Someone decided they weren't going to like Gastar Exploration's (GST) earnings yesterday (they reported after the close) as the stock fell from a midday high down to $1.32 in a few minutes at the end of trading. It's down to $1.24 now after opening up a few pennies this morning then dropping again before the conference call. These moves have nothing to do with fundamentals and make my life extremely difficult.
But you have to stick to your guns, and I bought more GST at these levels after this morning's call. Crude oil prices have risen again today and now sit above $48 a barrel for West Texas Intermediate. Today's move is a follow-up from yesterday's jump on lower-than-expected U.S. inventories. That's what is ultimately important for GST.
Gastar's conference call was a pretty blah affair. I would describe GST's earnings as mixed. Revenues beat my expectations and adjusted EBITDA, at $10.6 million, was in line with the fourth quarter's level.
The negatives would be somewhat higher well costs and uneven results from the company's most recently drilled wells. Service costs have risen from generational lows registered last year -- true across the industry not just for GST -- and it's clear Gastar has not yet "cracked the code" as far as optimizing well completions in its targeted Meramec and Osage formations in Oklahoma.

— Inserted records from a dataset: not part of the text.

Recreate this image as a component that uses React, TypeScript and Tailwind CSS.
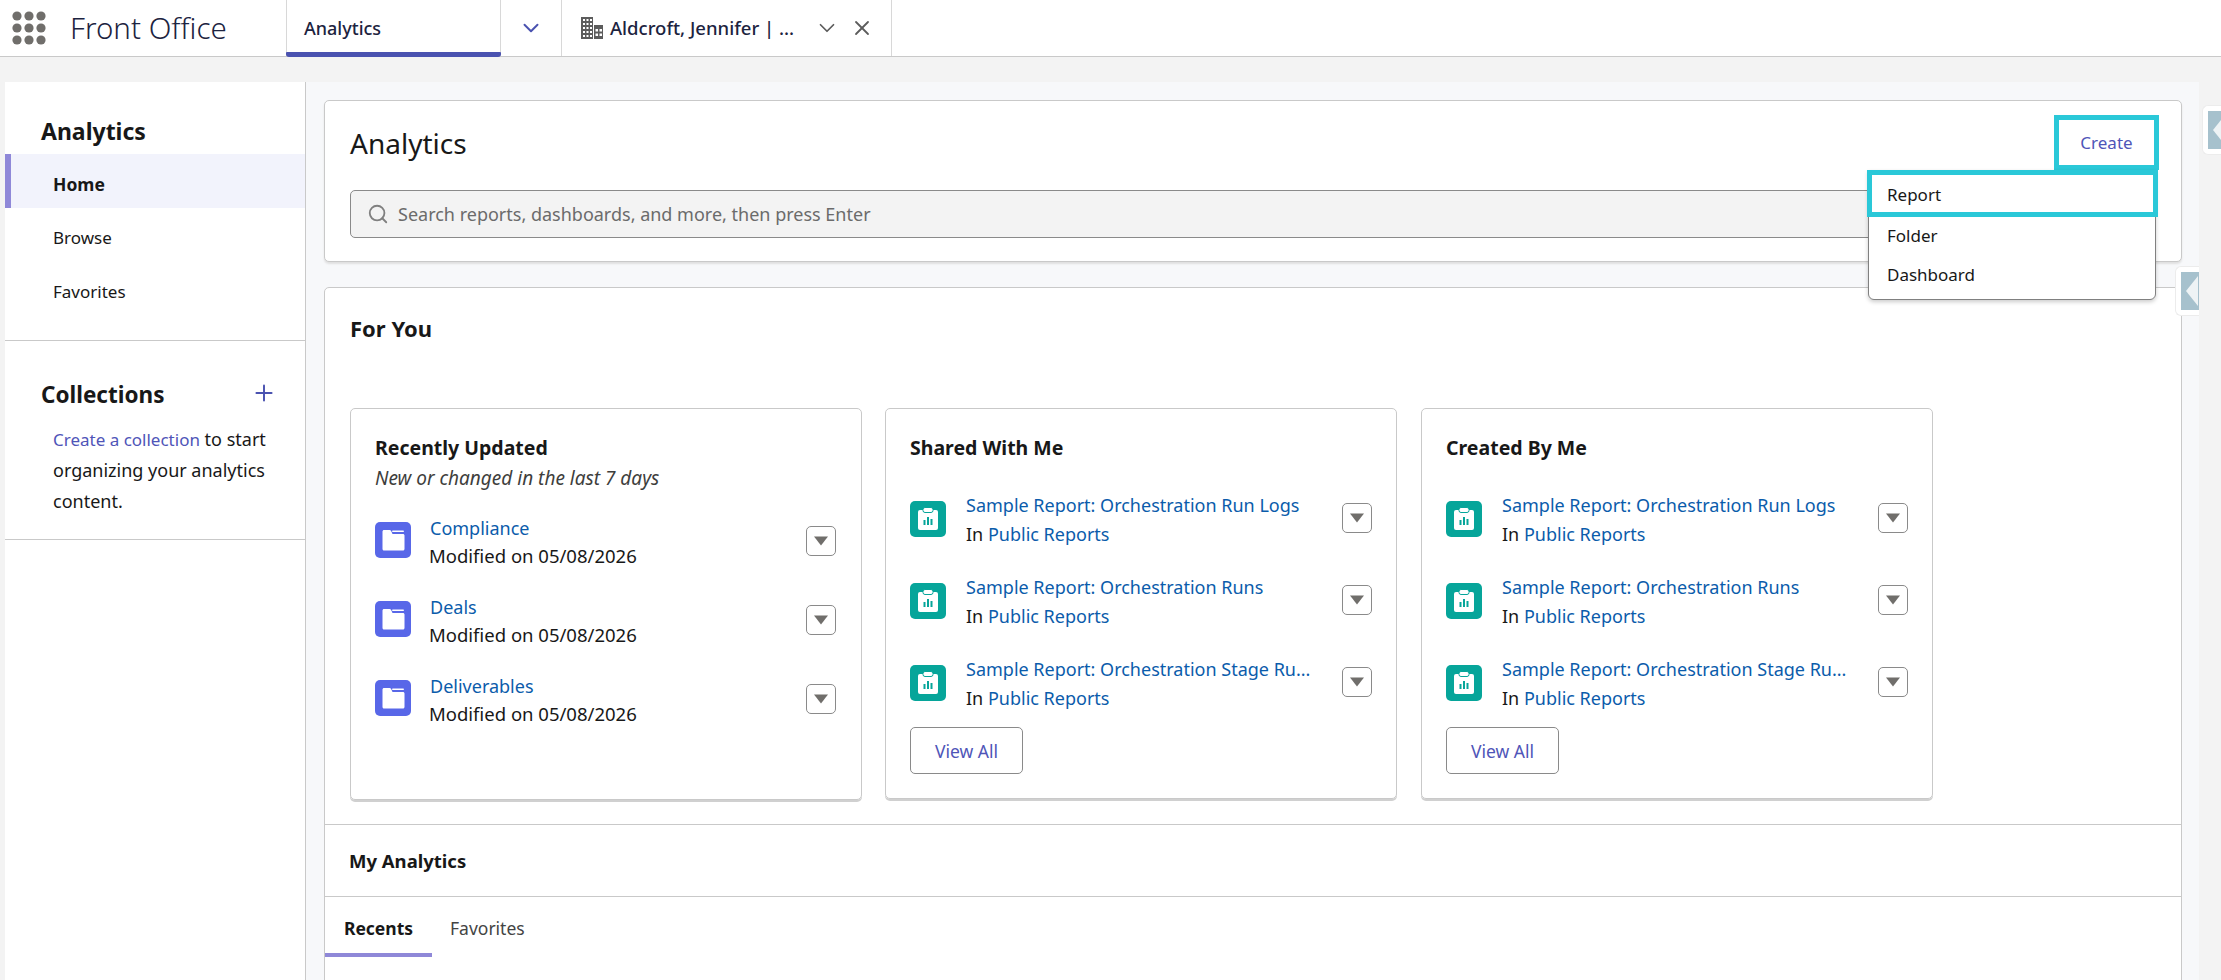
import { ChevronDown, Plus, Search, X } from 'lucide-react';

const GridDots = () => (
  <svg width="34" height="34" viewBox="0 0 34 34" className="fill-[#706e6b]">
    {[5, 17, 29].map((cy) =>
      [5, 17, 29].map((cx) => <circle key={`${cx}-${cy}`} cx={cx} cy={cy} r="4.6" />)
    )}
  </svg>
);

const Building = () => (
  <svg width="22" height="24" viewBox="0 0 22 24" className="fill-[#5c5c5c]">
    <path
      fillRule="evenodd"
      d="M0 1h12v22H0V1zm2 2v2h2V3H2zm3.500 0v2h2V3h-2zM9 3v2h2V3H9zM2 7v2h2V7H2zm3.500 0v2h2V7h-2zM9 7v2h2V7H9zm-7 4v2h2v-2H2zm3.500 0v2h2v-2h-2zM9 11v2h2v-2H9zm-7 4v2h2v-2H2zm3.500 0v2h2v-2h-2zM9 15v2h2v-2H9zm-7 4v2h2v-2H2zm3.500 0v2h2v-2h-2zM9 19v2h2v-2H9z"
    />
    <path
      fillRule="evenodd"
      d="M13 9h9v14h-9V9zm1.500 4v2.500h2.500V13h-2.500zm4 0v2.500H21V13h-2.500zm-4 4.500V20h2.500v-2.500h-2.500zm4 0V20H21v-2.500h-2.500z"
    />
  </svg>
);

const FolderIcon = () => (
  <div className="flex h-[36px] w-[36px] shrink-0 items-center justify-center rounded-[5px] bg-[#5867e8]">
    <svg width="24" height="22" viewBox="0 0 24 22" className="fill-white">
      <path d="M1.500 2.500C1.500 1.700 2.200 1 3 1h5.600c.6 0 1.100.3 1.400.8L11.500 5H22c.8 0 1.500.7 1.500 1.500V20c0 .8-.7 1.500-1.500 1.500H3c-.8 0-1.500-.7-1.500-1.500V2.500z" />
      <rect x="11" y="1.500" width="12" height="1.600" rx=".8" />
    </svg>
  </div>
);

const ReportIcon = () => (
  <div className="flex h-[36px] w-[36px] shrink-0 items-center justify-center rounded-[5px] bg-[#06a59a]">
    <svg width="22" height="24" viewBox="0 0 22 24">
      <rect x="1" y="3" width="20" height="20" rx="2" className="fill-white" />
      <rect x="6" y="0.500" width="10" height="5" rx="2" className="fill-white stroke-[#06a59a]" strokeWidth="1" />
      <rect x="6.500" y="13" width="2" height="5" className="fill-[#06a59a]" />
      <rect x="10" y="10" width="2" height="8" className="fill-[#06a59a]" />
      <rect x="13.500" y="12" width="2" height="6" className="fill-[#06a59a]" />
    </svg>
  </div>
);

const CaretButton = () => (
  <div className="flex h-[30px] w-[30px] shrink-0 items-center justify-center rounded-[5px] border border-[#8a8a8a] bg-white">
    <svg width="14" height="10" viewBox="0 0 14 10" className="fill-[#706e6b]">
      <path d="M0 .5h14L7 9.500z" />
    </svg>
  </div>
);

const SideHandle = () => (
  <div className="flex h-[50px] w-[24px] items-center rounded-l-[6px] border border-r-0 border-[#ececec] bg-white pl-[5px]">
    <div className="flex h-[38px] w-[19px] items-center overflow-hidden bg-[#a6c1cd] pl-[5px]">
      <div className="h-0 w-0 shrink-0 border-y-[15px] border-r-[12px] border-y-transparent border-r-[#eef3f5]" />
    </div>
  </div>
);

const recent = ['Compliance', 'Deals', 'Deliverables'];
const reports = [
  'Sample Report: Orchestration Run Logs',
  'Sample Report: Orchestration Runs',
  'Sample Report: Orchestration Stage Ru...',
];

const ReportCard = ({ title }: { title: string }) => (
  <div className="h-[391px] w-[512px] rounded-[5px] border border-[#c9c9c9] px-[24px] pt-[26px] shadow-[0_2px_0_#d0d0d0]">
    <h3 className="text-[19.500px] leading-[26px] font-bold text-[#181818]">{title}</h3>
    <div className="mt-[39px] flex flex-col gap-[12px]">
      {reports.map((name) => (
        <div key={name} className="flex h-[70px] items-start">
          <div className="pt-[1px]">
            <ReportIcon />
          </div>
          <div className="ml-[20px] -mt-[9px] w-[349px] min-w-0">
            <div className="text-[18px] leading-[29px] whitespace-nowrap text-[#0b5cab]">{name}</div>
            <div className="text-[18px] leading-[29px] text-[#181818]">
              In <span className="text-[#0b5cab]">Public Reports</span>
            </div>
          </div>
          <div className="ml-auto pt-[3px]">
            <CaretButton />
          </div>
        </div>
      ))}
    </div>
    <button className="mt-[-7px] h-[47px] w-[113px] rounded-[5px] border border-[#8a8a8a] pt-[1px] text-[17.500px] text-[#4f55b8]">
      View All
    </button>
  </div>
);

export default function App() {
  return (
    <div className="relative flex h-[980px] w-[2221px] flex-col overflow-hidden bg-[#f3f3f3] font-['Noto_Sans',sans-serif] text-[#181818]">
      {/* top bar */}
      <header className="flex h-[57px] shrink-0 items-stretch border-b border-[#c9c9c9] bg-white">
        <div className="flex items-center pl-[12px]">
          <GridDots />
        </div>
        <div className="flex w-[240px] items-center pl-[24px] text-[29.500px] font-light text-[#1c2340]">Front Office</div>
        <div className="relative flex w-[215px] items-center border-x border-[#d8d8d8] pl-[17px] text-[18px] font-medium text-[#1c2340]">
          Analytics
          <div className="absolute -bottom-px -left-px -right-px h-[5px] rounded-t-[1px] rounded-b-[3px] bg-[#4a52b0]" />
        </div>
        <div className="flex w-[61px] items-center justify-center border-r border-[#d8d8d8]">
          <ChevronDown size={26} strokeWidth={1.8} className="text-[#4a52b0]" />
        </div>
        <div className="flex w-[330px] items-center border-r border-[#d8d8d8] pl-[19px]">
          <Building />
          <span className="ml-[7px] w-[204px] text-[18.500px] font-medium whitespace-nowrap text-[#1c2340]">
            Aldcroft, Jennifer | ...
          </span>
          <ChevronDown size={26} strokeWidth={1.6} className="text-[#5c5c5c]" />
          <X size={24} strokeWidth={1.8} className="ml-[10px] text-[#5c5c5c]" />
        </div>
      </header>

      <div className="flex min-h-0 flex-1 pt-[25px] pl-[5px]">
        {/* left nav */}
        <aside className="w-[301px] shrink-0 border-r border-[#c9c9c9] bg-white">
          <h2 className="pt-[33px] pl-[36px] text-[23px] leading-[32px] font-bold">Analytics</h2>
          <nav className="mt-[7px] border-b border-[#c9c9c9] pb-[24px]">
            <div className="flex h-[54px] items-center border-l-[6px] border-[#8f88d8] bg-[#f2f3fc] pt-[6px] pl-[42px] text-[17.500px] font-bold">
              Home
            </div>
            <div className="flex h-[54px] items-center pt-[6px] pl-[48px] text-[17px]">Browse</div>
            <div className="flex h-[54px] items-center pt-[6px] pl-[48px] text-[17px]">Favorites</div>
          </nav>
          <div className="border-b border-[#c9c9c9] pt-[38px] pb-[22px]">
            <div className="flex items-center justify-between pr-[28px] pl-[36px]">
              <h2 className="text-[22.500px] leading-[32px] font-bold">Collections</h2>
              <Plus size={26} strokeWidth={1.8} className="-mt-[4px] text-[#4a52b0]" />
            </div>
            <p className="mt-[13px] pr-[14px] pl-[48px] text-[18px] leading-[31px]">
              <span className="text-[17px] text-[#4f55b8]">Create a collection</span> to start organizing your analytics content.
            </p>
          </div>
        </aside>

        {/* main */}
        <main className="relative flex w-[1893px] shrink-0 flex-col gap-[25px] bg-[#f7f8fa] pt-[18px] pr-[17px] pl-[18px]">
          <section className="relative h-[162px] shrink-0 rounded-[5px] border border-[#c9c9c9] bg-white px-[25px] pt-[22px] shadow-[0_2px_2px_#e0e0e0]">
            <div className="flex items-start justify-between">
              <h1 className="text-[28px] leading-[40px] font-normal">Analytics</h1>
              <button className="mt-[-8px] mr-[-3px] flex h-[55px] w-[105px] items-center justify-center border-[5px] border-[#2ac8d8] text-[17px] text-[#4f55b8]">
                Create
              </button>
            </div>
            <div className="mt-[20px] flex h-[48px] w-[1540px] items-center rounded-[5px] border border-[#8a8a8a] bg-[#f3f3f3] pl-[16px] text-[18px] text-[#6b6b6b]">
              <Search size={22} strokeWidth={2} className="text-[#808080]" />
              <span className="ml-[9px]">Search reports, dashboards, and more, then press Enter</span>
            </div>
            {/* dropdown */}
            <div className="absolute top-[69px] left-[1543px] z-10 h-[130px] w-[288px] rounded-b-[6px] border border-[#808080] bg-white text-[17px] shadow-[0_2px_4px_rgba(0,0,0,0.2)]">
              <div className="-mt-px -mr-[3px] -ml-[2px] flex h-[47px] items-center border-[5px] border-[#2ac8d8] pt-[2px] pl-[15px]">Report</div>
              <div className="flex h-[38px] items-center pl-[18px]">Folder</div>
              <div className="flex h-[39px] items-center pl-[18px]">Dashboard</div>
            </div>
          </section>

          <section className="h-[720px] shrink-0 rounded-t-[5px] border border-[#c9c9c9] bg-white">
            <h2 className="pt-[25px] pl-[25px] text-[22px] leading-[30px] font-bold">For You</h2>
            <div className="mt-[65px] flex h-[417px] gap-[23px] border-b border-[#c9c9c9] pl-[25px]">
              <div className="h-[392px] w-[512px] rounded-[5px] border border-[#c9c9c9] px-[24px] pt-[26px] shadow-[0_2px_0_#d0d0d0]">
                <h3 className="text-[19.500px] leading-[26px] font-bold text-[#181818]">Recently Updated</h3>
                <div className="mt-[2px] text-[19px] leading-[30px] text-[#3e3e3c] italic">New or changed in the last 7 days</div>
                <div className="mt-[29px] flex flex-col gap-[21px]">
                  {recent.map((name) => (
                    <div key={name} className="flex h-[58px] items-start">
                      <FolderIcon />
                      <div className="ml-[18px] -mt-[8px]">
                        <div className="pl-[1px] text-[18px] leading-[28px] text-[#0b5cab]">{name}</div>
                        <div className="text-[18.500px] leading-[28px] text-[#181818]">Modified on 05/08/2026</div>
                      </div>
                      <div className="ml-auto mr-[1px] pt-[4px]">
                        <CaretButton />
                      </div>
                    </div>
                  ))}
                </div>
              </div>
              <ReportCard title="Shared With Me" />
              <div className="ml-[1px]">
                <ReportCard title="Created By Me" />
              </div>
            </div>
            <div className="flex h-[72px] items-center border-b border-[#c9c9c9] pl-[24px] text-[18.500px] font-bold">My Analytics</div>
            <div className="flex h-[60px] items-center">
              <div className="relative flex h-[60px] w-[107px] items-center justify-center pt-[3px] text-[17.500px] font-bold">
                Recents
                <div className="absolute right-0 bottom-0 left-0 h-[4px] bg-[#8f88d8]" />
              </div>
              <div className="pt-[3px] pl-[18px] text-[17.500px] text-[#444444]">Favorites</div>
            </div>
          </section>

          <div className="absolute top-[23px] left-[1896px] z-10">
            <SideHandle />
          </div>
          <div className="absolute top-[184px] right-0 z-10">
            <SideHandle />
          </div>
        </main>
      </div>
    </div>
  );
}
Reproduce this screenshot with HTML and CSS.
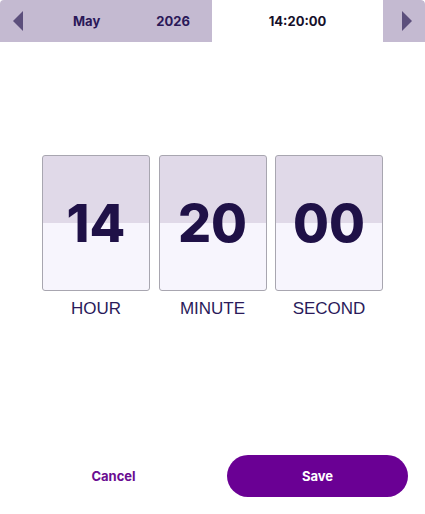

On the positive side, CEO Russ Porter mentioned strong results from other operators in GST's target areas and that Gastar's wells are achieving a higher oil cut (mix of oil versus gas) than had been expected, which adds to profitability.
So it's really early days for Gastar in these new plays, but the key factor in the first quarter was the company's multistage transaction with publicly traded BDC Ares Management. The final stage of the Ares deal was approved by GST shareholders last week. Gastar's balance sheet is now in fine shape, and first-quarter results confirmed liquidity is no longer an issue.
As the company keeps drilling more wells in Oklahoma (on its own and with its "DrillCo" partnership with a private equity company, a separate transaction from the Ares deal), I believe initial well production results will improve. I also believe we'll see crude oil prices back in the low $50s very soon, so I have been increasing my exposure to the energy sector in the past week.
I'm still adding to GST positions with an eye toward flipping everything into Gastar's Series A preferreds (GST-A) . These shares are trading at about 78 cents on the dollar and yielding 11% based on its monthly coupon. Gastar suspended preferred dividends during the depths of the oil plunge last spring, but fully paid down all those cumulative dividends in the first quarter of 2017. Gastar's deal with Ares allows for preferred dividend payments and GST is now back to its monthly payment schedule on its series A and B preferreds.
I would have loved for GST to jump today so I could move into GST-A in time for May's dividend (GST-A goes ex-dividend next Thursday, so we still have time for that trade), but the short-sellers and day-traders never make things easy. At their current level of $1.24, the shares are just below the level at which they traded when I submitted my Real Money column on GST last Thursday and well above that day's low of $1.06. The intraday roller-coaster rides are just part of the joy of microcap investing, as I detail in my newsletter, MicroCap Guru.
My clients and I lived through such volatility with Navios Maritime (NM) , and I'll be absorbing it via Gastar for the near future. That's the life of the guru. Finding undervalued gems in this market requires patience.